The image creation procedure used for this CAPTCHA, if one searches on Google, seems to be mentioned in a few places, a gradient technique mixing blue and red.
So what we have:
- Only letters and numbers are used.
- The letters and numbers are not rotated.
- The letters and numbers are pretty clean.
- All letters and numbers have the same height.
- The letters and numbers do not have the same color, but the way the colors are used, this should not pose any major problems.
- The way the background noise is used, we should be able to get rid of it pretty quick.
We just need to add a few lines to Andres Riancho’s script.
1. First convert it to gray scale.
2. Then adjust the contrast a little bit to get black letters and numbers with a some grey background noise.
3. And by now, we can use the original script since the letters and numbers should be black, so we can filter out the background noise, just like in the original script.
4. The results:
I tested 18 different such CAPTCHA images, it missed just 3(say confused O with 0), YMMV.
from PIL import Image
from PIL import ImageEnhance
#convert it to gray scale
img = Image.open('input2.gif')
img = img.convert('L')
#adjust the contrast a little bit
test = Image.open('1.gif')
img = ImageEnhance.Contrast(test)
img = Image.open('2.gif')
img = img.convert("RGBA")
pixdata = img.load()
# Clean the background noise, if color != black, then set to white.
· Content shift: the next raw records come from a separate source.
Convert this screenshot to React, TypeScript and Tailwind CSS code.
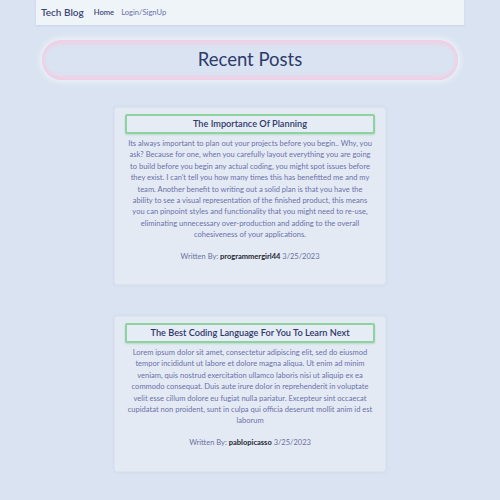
const posts = [
  {
    title: 'The Importance Of Planning',
    body: "Its always important to plan out your projects before you begin.. Why, you ask? Because for one, when you carefully layout everything you are going to build before you begin any actual coding, you might spot issues before they exist. I can't tell you how many times this has benefitted me and my team. Another benefit to writing out a solid plan is that you have the ability to see a visual representation of the finished product, this means you can pinpoint styles and functionality that you might need to re-use, eliminating unnecessary over-production and adding to the overall cohesiveness of your applications.",
    author: 'programmergirl44',
    date: '3/25/2023',
  },
  {
    title: 'The Best Coding Language For You To Learn Next',
    body: 'Lorem ipsum dolor sit amet, consectetur adipiscing elit, sed do eiusmod tempor incididunt ut labore et dolore magna aliqua. Ut enim ad minim veniam, quis nostrud exercitation ullamco laboris nisi ut aliquip ex ea commodo consequat. Duis aute irure dolor in reprehenderit in voluptate velit esse cillum dolore eu fugiat nulla pariatur. Excepteur sint occaecat cupidatat non proident, sunt in culpa qui officia deserunt mollit anim id est laborum',
    author: 'pablopicasso',
    date: '3/25/2023',
  },
];

export default function App() {
  return (
    <div className="min-h-[500px] bg-[#dae3f1] font-['Lato',sans-serif]">
      {/* nav */}
      <nav className="mx-[36px] h-[25px] bg-[#eff4f9] flex items-center px-[5px] shadow-[0_1px_2px_rgba(160,175,205,0.3)]">
        <span className="text-[10px] font-semibold text-[#3c4774]">Tech Blog</span>
        <span className="ml-[10px] text-[7.6px] font-semibold text-[#3c4774]">Home</span>
        <span className="ml-[7px] text-[7.6px] text-[#6b72a8]">Login/SignUp</span>
      </nav>

      {/* heading */}
      <div className="mx-[42px] mt-[15px] h-[40px] rounded-full bg-[#dae3f1] flex items-center justify-center shadow-[inset_0_3px_4px_rgba(250,200,225,0.9),inset_0_-3px_4px_rgba(250,200,225,0.9),0_0_6px_2px_rgba(240,245,252,0.9)]">
        <h1 className="text-[18.5px] text-[#2e3b6c]">Recent Posts</h1>
      </div>

      <div className="flex flex-col items-center gap-[31px] mt-[27px]">
        {posts.map((p, i) => (
          <div
            key={p.title}
            className={`w-[272px] ${i === 0 ? 'h-[178px]' : 'h-[156px]'} bg-[#e4eaf4] rounded-[3px] border border-[#dde4f0] shadow-[0_0_3px_rgba(200,212,232,0.9)] px-[9px] pt-[6px] text-center`}
          >
            <div className="h-[20px] mx-[1px] border-2 border-[#8ed39f] rounded-[2px] bg-[#e6ecf6] flex items-center justify-center shadow-[0_1px_2px_rgba(120,190,140,0.4)]">
              <h2 className="text-[9.2px] font-semibold text-[#2e3868]">{p.title}</h2>
            </div>
            <p className="mt-[4px] w-[245px] mx-auto text-[7.55px] leading-[11.4px] text-[#6b71aa]">{p.body}</p>
            <p className="mt-[10px] text-[7.5px] text-[#6a71a0]">
              Written By: <span className="font-bold text-[#1e2733]">{p.author}</span> {p.date}
            </p>
          </div>
        ))}
      </div>
    </div>
  );
}
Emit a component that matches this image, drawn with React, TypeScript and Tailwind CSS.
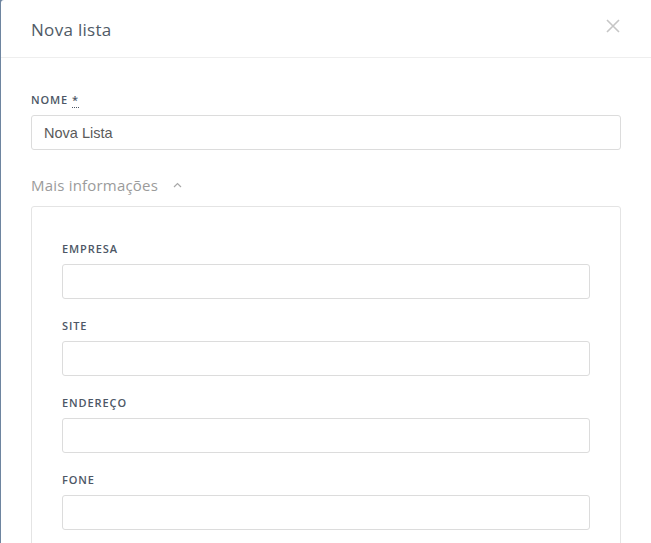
import React from 'react'

const labelClass = "block text-[11px] leading-[16px] font-semibold uppercase tracking-[0.9px] text-[#4d5766]"
const inputClass = "block w-full h-[35px] rounded-[3px] border border-[#dcdcdc] bg-white px-[12px] text-[14.5px] text-[#5a5a5a] outline-none"

function Field({ label, value = '' }: { label: string; value?: string }) {
  return (
    <div>
      <label className={labelClass}>{label}</label>
      <input className={`${inputClass} mt-[7px]`} defaultValue={value} />
    </div>
  )
}

export default function App() {
  return (
    <div className="w-[651px] h-[543px] overflow-hidden bg-[#6e85a0] pl-[1px]" style={{ fontFamily: '"Open Sans", sans-serif' }}>
      <div className="h-full bg-white rounded-tl-[3px]">
        <div className="h-[58px] flex items-center justify-between pl-[30px] pr-[30px] border-b border-[#eeeeee]">
          <h2 className="text-[17px] text-[#505a66] tracking-[0.3px] pt-[3px]">Nova lista</h2>
          <button className="text-[#c6c6c6] -mt-[6px] mr-[1px]">
            <svg width="14" height="14" viewBox="0 0 14 14" fill="none" stroke="currentColor" strokeWidth="1.6">
              <path d="M1 1l12 12M13 1L1 13" />
            </svg>
          </button>
        </div>
        <div className="px-[30px] pt-[34px]">
          <div>
            <label className={labelClass}>
              Nome <abbr title="obrigatório" className="no-underline border-b border-dotted border-[#4d5766]">*</abbr>
            </label>
            <input className={`${inputClass} mt-[7px]`} style={{ fontFamily: '"Liberation Sans", sans-serif' }} defaultValue="Nova Lista" />
          </div>
          <button className="mt-[25px] flex items-center gap-[15px] text-[15px] leading-[20px] tracking-[0.2px] text-[#9b9b9b]">
            Mais informações
            <svg width="9" height="6" viewBox="0 0 9 6" fill="none" stroke="#a8a8a8" strokeWidth="1.2">
              <path d="M1 5l3.5-3.5L8 5" />
            </svg>
          </button>
          <div className="mt-[11px] border border-[#e4e4e4] rounded-[3px] px-[30px] pt-[34px] pb-[30px] flex flex-col gap-[19px]">
            <Field label="Empresa" />
            <Field label="Site" />
            <Field label="Endereço" />
            <Field label="Fone" />
          </div>
        </div>
      </div>
    </div>
  )
}
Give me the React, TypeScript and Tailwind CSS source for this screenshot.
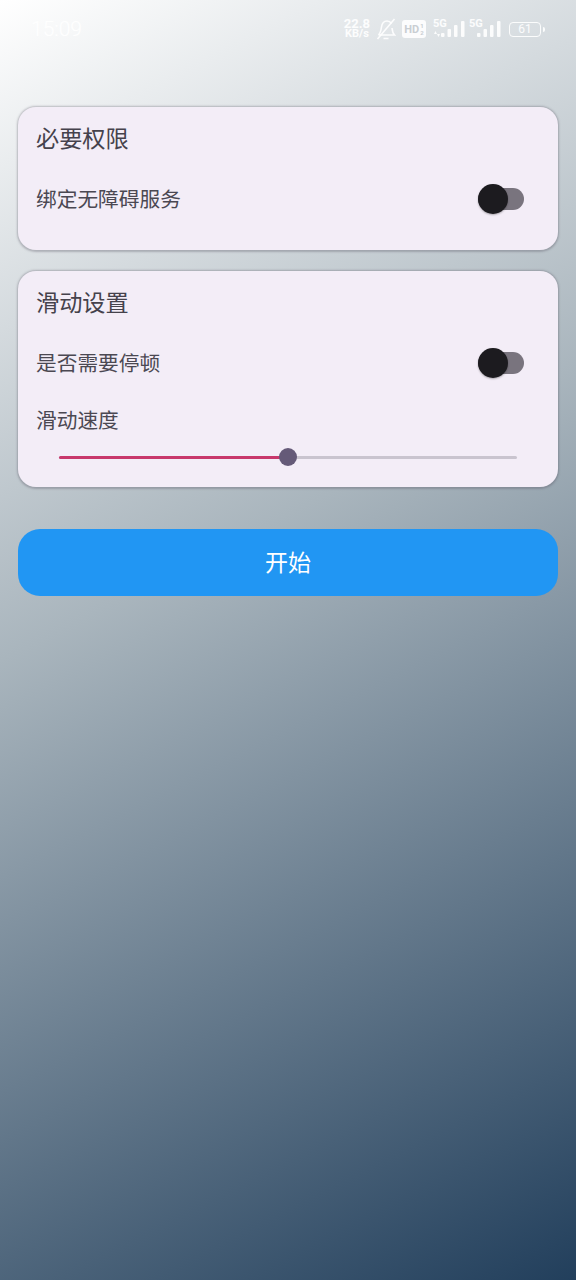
import { useState } from 'react';

function Signal() {
  return (
    <svg className="absolute bottom-0 right-0" width="24" height="16" viewBox="0 0 24 16" fill="currentColor">
      <rect x="0" y="12" width="3.500" height="4" rx="1" />
      <rect x="6.500" y="8" width="3.500" height="8" rx="1" />
      <rect x="13" y="4" width="3.500" height="12" rx="1" />
      <rect x="20" y="0" width="3.500" height="16" rx="1" />
    </svg>
  );
}

function StatusBar() {
  return (
    <div className="flex h-[58px] items-start justify-between pl-[31px] pr-[31px] pt-[18px] font-['Roboto']">
      <span className="text-[21px] leading-[22px] font-light text-white/90">15:09</span>
      <div className="flex h-[22px] items-center text-white/90">
        <div className="flex flex-col items-center font-bold">
          <span className="text-[13px] leading-[10px]">22.8</span>
          <span className="text-[11px] leading-[10px]">KB/s</span>
        </div>
        <svg className="ml-[6px]" width="20" height="22" viewBox="0 0 20 22" fill="none" stroke="currentColor" strokeWidth="1.600">
          <path d="M2.500 17c2-2 2.500-4.500 3-8 .5-3.500 2.500-6 5.500-6 2 0 3.500 1 4.500 2.500M16 10c.3 3 1 5.500 2.500 7H2.500" />
          <path d="M7.500 20.500h5M1.500 21 18.500 1" />
        </svg>
        <div className="ml-[6px] flex h-[18px] w-[24px] items-center justify-center gap-[1px] rounded-[3px] bg-white/90 font-bold text-[#c9ced3]">
          <span className="text-[11px] leading-none">HD</span>
          <span className="flex flex-col text-[6px] leading-[7px]">
            <span>1</span>
            <span>2</span>
          </span>
        </div>
        <div className="relative ml-[7px] h-[16px] w-[32px]">
          <span className="absolute left-0 top-[-2px] text-[11px] leading-[10px] font-bold">5G</span>
          <svg className="absolute bottom-0 left-[1px]" width="6" height="6" viewBox="0 0 6 6" fill="currentColor">
            <path d="M1.500 0 3 3H0zM4.500 6 3 3h3z" />
          </svg>
          <Signal />
        </div>
        <div className="relative ml-[4px] h-[16px] w-[32px]">
          <span className="absolute left-0 top-[-2px] text-[11px] leading-[10px] font-bold">5G</span>
          <Signal />
        </div>
        <div className="ml-[8px] flex items-center">
          <div className="flex h-[15px] w-[32px] items-center justify-center rounded-[4px] border border-white/90 text-[12px] leading-none">
            61
          </div>
          <div className="ml-[2px] h-[5px] w-[2px] rounded-r-sm bg-white/90" />
        </div>
      </div>
    </div>
  );
}

function Toggle({ checked, onClick }: { checked: boolean; onClick: () => void }) {
  return (
    <button onClick={onClick} className="relative h-[22px] w-[46px] rounded-full bg-[#79747e]">
      <span
        className={`absolute top-[-4px] h-[30px] w-[30px] rounded-full bg-[#1c1b1f] shadow-[0_1px_2px_rgba(0,0,0,0.3)] ${
          checked ? 'right-[-1px]' : 'left-0'
        }`}
      />
    </button>
  );
}

function Card({ children, className }: { children: React.ReactNode; className: string }) {
  return (
    <div
      className={`rounded-[18px] bg-[#f3edf7] pl-[18px] pr-[34px] pt-[16px] shadow-[0_0.5px_2px_1px_rgba(90,85,100,0.35)] ${className}`}
    >
      {children}
    </div>
  );
}

export default function App() {
  const [bound, setBound] = useState(false);
  const [pause, setPause] = useState(false);

  return (
    <div
      className="h-[1280px] w-[576px] overflow-hidden bg-[linear-gradient(153deg,#ffffff_0%,#a9b5bd_42%,#223f5c_100%)]"
      style={{ fontFamily: '"Noto Sans CJK SC", "Noto Sans", sans-serif' }}
    >
      <StatusBar />

      <div className="mt-[49px] flex flex-col px-[18px]">
        {/* 必要权限 */}
        <Card className="h-[143px]">
          <h2 className="text-[23.200px] leading-[28px] text-[#45424c]">必要权限</h2>
          <div className="mt-[33px] flex h-[30px] items-center justify-between">
            <span className="pb-[2px] text-[20.700px] leading-[28px] text-[#4b4852]">绑定无障碍服务</span>
            <Toggle checked={bound} onClick={() => setBound(!bound)} />
          </div>
        </Card>

        {/* 滑动设置 */}
        <Card className="mt-[21px] h-[216px]">
          <h2 className="text-[23.200px] leading-[28px] text-[#45424c]">滑动设置</h2>
          <div className="mt-[33px] flex h-[30px] items-center justify-between">
            <span className="pb-[2px] text-[20.700px] leading-[28px] text-[#4b4852]">是否需要停顿</span>
            <Toggle checked={pause} onClick={() => setPause(!pause)} />
          </div>
          <div className="mt-[26px] text-[20.700px] leading-[30px] text-[#4b4852]">滑动速度</div>
          <div className="relative ml-[23px] mr-[7px] mt-[22px] h-[3px] rounded-full bg-[#c9c4cf]">
            <div className="h-full w-1/2 rounded-l-full bg-[#c8386c]" />
            <div className="absolute left-1/2 top-[-8px] h-[18px] w-[18px] -translate-x-1/2 rounded-full bg-[#655a78]" />
          </div>
        </Card>

        <button className="mt-[42px] h-[67px] rounded-[22px] bg-[#2196f3] pb-[2px] text-[23px] text-white">开始</button>
      </div>
    </div>
  );
}
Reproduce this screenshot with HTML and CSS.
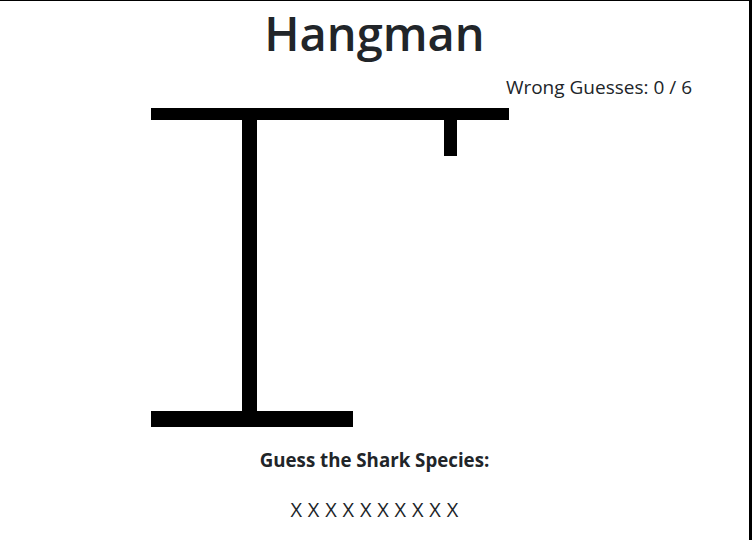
FILE: index.html
```html
<!DOCTYPE html>
<html lang="en">

<head>
  <meta charset="UTF-8" />
  <meta name="viewport" content="width=device-width, initial-scale=1.0" />
  <title>Hangman</title>
  <link rel="stylesheet" href="styles.css">
</head>

<body>
  <div class="frame">
    <h1 class="title">Hangman</h1>

    <p class="status">Wrong Guesses: <span id="wrong">0</span> / 6</p>

    <div class="board">
      <!-- gallows: beam, rope, pole and base -->
      <svg class="gallows" width="358" height="319" viewBox="0 0 358 319">
        <rect x="0" y="0" width="358" height="12" fill="#000" />
        <rect x="293" y="12" width="13" height="36" fill="#000" />
        <rect x="91" y="12" width="15" height="292" fill="#000" />
        <rect x="0" y="303" width="202" height="16" fill="#000" />
      </svg>
    </div>

    <h5 class="prompt">Guess the Shark Species:</h5>
    <p class="word" id="word">X X X X X X X X X X</p>
  </div>
</body>

</html>
```

FILE: styles.css
```css
body {
  margin: 0;
  font-family: "Open Sans", "Noto Sans", sans-serif;
  color: #212529;
  background: #fff;
}
.frame {
  border-top: 1px solid #000;
  border-right: 3px solid #000;
  height: 539px;
  overflow: hidden;
}
.title {
  margin: 4px 0 0;
  font-size: 47px;
  font-weight: 600;
  line-height: 56px;
  text-align: center;
}
.status {
  margin: 14px 0 0;
  padding-right: 57px;
  font-size: 19px;
  line-height: 24px;
  text-align: right;
}
.board {
  margin-top: 9px;
  padding-left: 151px;
  line-height: 0;
}
.prompt {
  margin: 21px 0 0;
  font-size: 18.7px;
  font-weight: 700;
  line-height: 24px;
  text-align: center;
}
.word {
  margin: 26px 0 0;
  font-size: 20px;
  line-height: 24px;
  letter-spacing: 0.3px;
  text-align: center;
}
```
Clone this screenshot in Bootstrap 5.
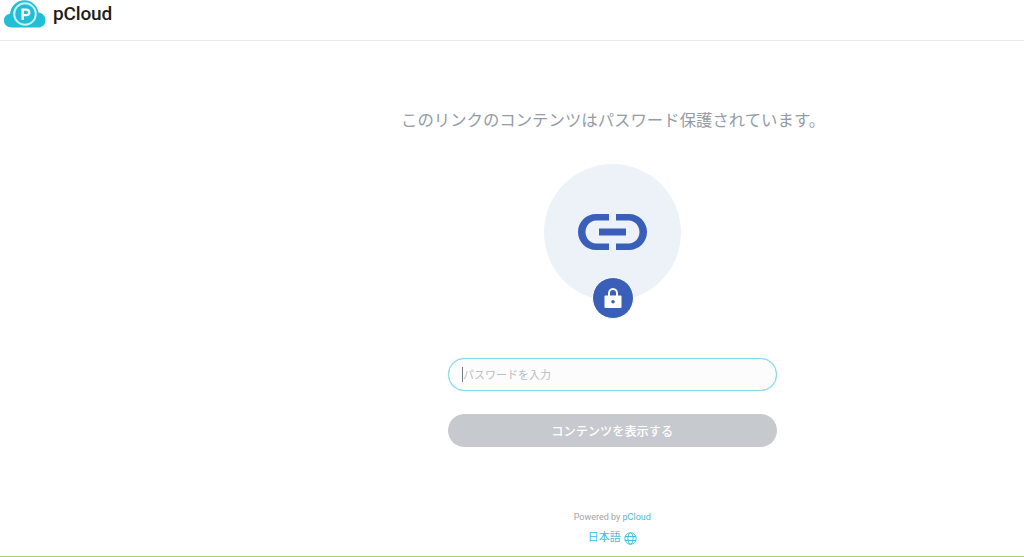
<!DOCTYPE html>
<html lang="ja">
<head>
<meta charset="utf-8">
<title>pCloud</title>
<link rel="stylesheet" href="https://cdn.jsdelivr.net/npm/bootstrap@5.3.0/dist/css/bootstrap.min.css">
<style>
html,body{height:100%;overflow:hidden}
body{font-family:Roboto,"Noto Sans CJK JP",sans-serif;background:#fff;display:flex;flex-direction:column;height:557px;border-bottom:1px solid #a5d078}
.top-bar{height:41px;border-bottom:1px solid #e9e9e9;flex:none}
.brand-name{font-family:Roboto,sans-serif;font-weight:500;font-size:19px;line-height:28px;color:#1c1c1c;letter-spacing:-.15px;margin-left:7px}
.logo-wrap{padding:0 0 0 3px;height:28px}
.main-col{width:328.500px;margin-left:448px}
.prompt{font-size:16.400px;line-height:24px;color:#939ca4;white-space:nowrap;margin:68px 0 0 -47px;width:425px}
.illus{position:relative;width:137px;height:137px;border-radius:50%;background:#edf2f9;margin:31px 0 0 96px}
.link-ico{display:block;position:absolute;left:34px;top:50px}
.lock-badge{position:absolute;left:48px;top:113px;width:42px;height:42px;border-radius:50%;background:#3a5fb8;border:1px solid #fff;display:flex;align-items:center;justify-content:center}
.input-wrap{position:relative;margin-top:57px}
.pass-input{height:33px;border-radius:17px;border:1px solid #7edbe8;background:#fcfcfc;font-size:11px;padding:1px 14px 0;color:#333;box-shadow:0 0 1px #7edbe8}
.pass-input::placeholder{color:#bdbdbd}
.pass-input:focus{border-color:#7edbe8;background:#fcfcfc;box-shadow:0 0 1px #7edbe8}
.fake-caret{position:absolute;left:14px;top:9px;width:1px;height:15px;background:#777}
.show-btn{margin-top:23px;height:33px;width:100%;border-radius:17px;border:0;background:#c6c9cd;color:#fff;font-size:12.200px;font-weight:500;padding:4px 0 0}
.show-btn:disabled{background:#c6c9cd;color:#fff;opacity:1}
.foot{margin-top:64px;text-align:center}
.powered{font-size:9px;line-height:13px;color:#a3a3a3}
.powered a{color:#3cc1d6;text-decoration:none}
.lang{font-size:11px;line-height:16px;color:#3cc1d6;margin-top:6px;display:flex;justify-content:center;align-items:center;gap:3px}
</style>
</head>
<body>
<header class="top-bar d-flex align-items-start">
  <div class="logo-wrap d-flex align-items-start">
    <svg width="43" height="28" viewBox="0 0 43 28" aria-label="pCloud logo">
      <path d="M9 27.500C4 27.500 1 24.500 1 20.500C1 16.500 3.800 14 7 13.700C8 6 14 .3 21.500 .3C29 .3 34.500 6 35.500 12.500C39.500 13 42.500 16 42.500 20.200C42.500 24.500 39.500 27.500 35 27.500Z" fill="#20bfd6"/>
      <circle cx="22" cy="14" r="10.800" fill="none" stroke="#c9f1f6" stroke-width="2"/>
      <path fill-rule="evenodd" d="M18.500 20V8.500H23.200C25.800 8.500 27.500 10.200 27.500 12.400C27.500 14.600 25.800 16.300 23.200 16.300H21V20ZM21 10.800V14H23C24.300 14 25 13.300 25 12.400C25 11.500 24.300 10.800 23 10.800Z" fill="#fff"/>
    </svg>
    <span class="brand-name">pCloud</span>
  </div>
</header>
<main class="main-col flex-grow-1">
  <p class="prompt">このリンクのコンテンツはパスワード保護されています。</p>
  <div class="illus">
    <svg class="link-ico" width="70" height="36" viewBox="0 0 70 36" fill="#3a5fb8">
      <path d="M31 0V6.500H18C12.500 6.500 7.500 11.500 7.500 18C7.500 24.500 12.500 29.500 18 29.500H31V36H18C8 36 0 28 0 18C0 8 8 0 18 0Z"/>
      <path d="M38 0V6.500H51C56.500 6.500 61.500 11.500 61.500 18C61.500 24.500 56.500 29.500 51 29.500H38V36H51C61 36 69 28 69 18C69 8 61 0 51 0Z"/>
      <rect x="21" y="14.500" width="27" height="7"/>
    </svg>
    <div class="lock-badge">
      <svg width="18" height="22" viewBox="0 0 18 22">
        <path d="M5 9V6.200C5 3.800 6.700 2 9 2C11.300 2 13 3.800 13 6.200V9" fill="none" stroke="#fff" stroke-width="2"/>
        <path fill-rule="evenodd" d="M1.500 8.500H16.500A1 1 0 0 1 17.500 9.500V20A1 1 0 0 1 16.500 21H1.500A1 1 0 0 1 .5 20V9.500A1 1 0 0 1 1.500 8.500ZM9 13A1.800 1.800 0 1 0 9 16.600A1.800 1.800 0 1 0 9 13Z" fill="#fff"/>
      </svg>
    </div>
  </div>
  <div class="input-wrap">
    <input class="form-control pass-input" type="password" placeholder="パスワードを入力">
    <span class="fake-caret"></span>
  </div>
  <button class="btn show-btn" type="button" disabled>コンテンツを表示する</button>
  <div class="foot">
    <div class="powered">Powered by <a href="#">pCloud</a></div>
    <div class="lang">日本語
      <svg width="13" height="13" viewBox="0 0 13 13" fill="none" stroke="#3cc1d6" stroke-width="1">
        <circle cx="6.500" cy="6.500" r="5.700"/><ellipse cx="6.500" cy="6.500" rx="2.600" ry="5.700"/><path d="M1 4.500H12M1 8.500H12"/>
      </svg>
    </div>
  </div>
</main>
</body>
</html>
for y in xrange(img.size):
for x in xrange(img.size):
if pixdata[x, y] != (0, 0, 0, 255):
pixdata[x, y] = (255, 255, 255, 255)
# Make the image bigger (needed for OCR)
im_orig = Image.open('3.gif')
big = im_orig.resize((116, 56), Image.NEAREST)
ext = ".tif"
big.save("4" + ext)
# Perform OCR using pytesser library
from pytesser import *
image = Image.open('4.tif')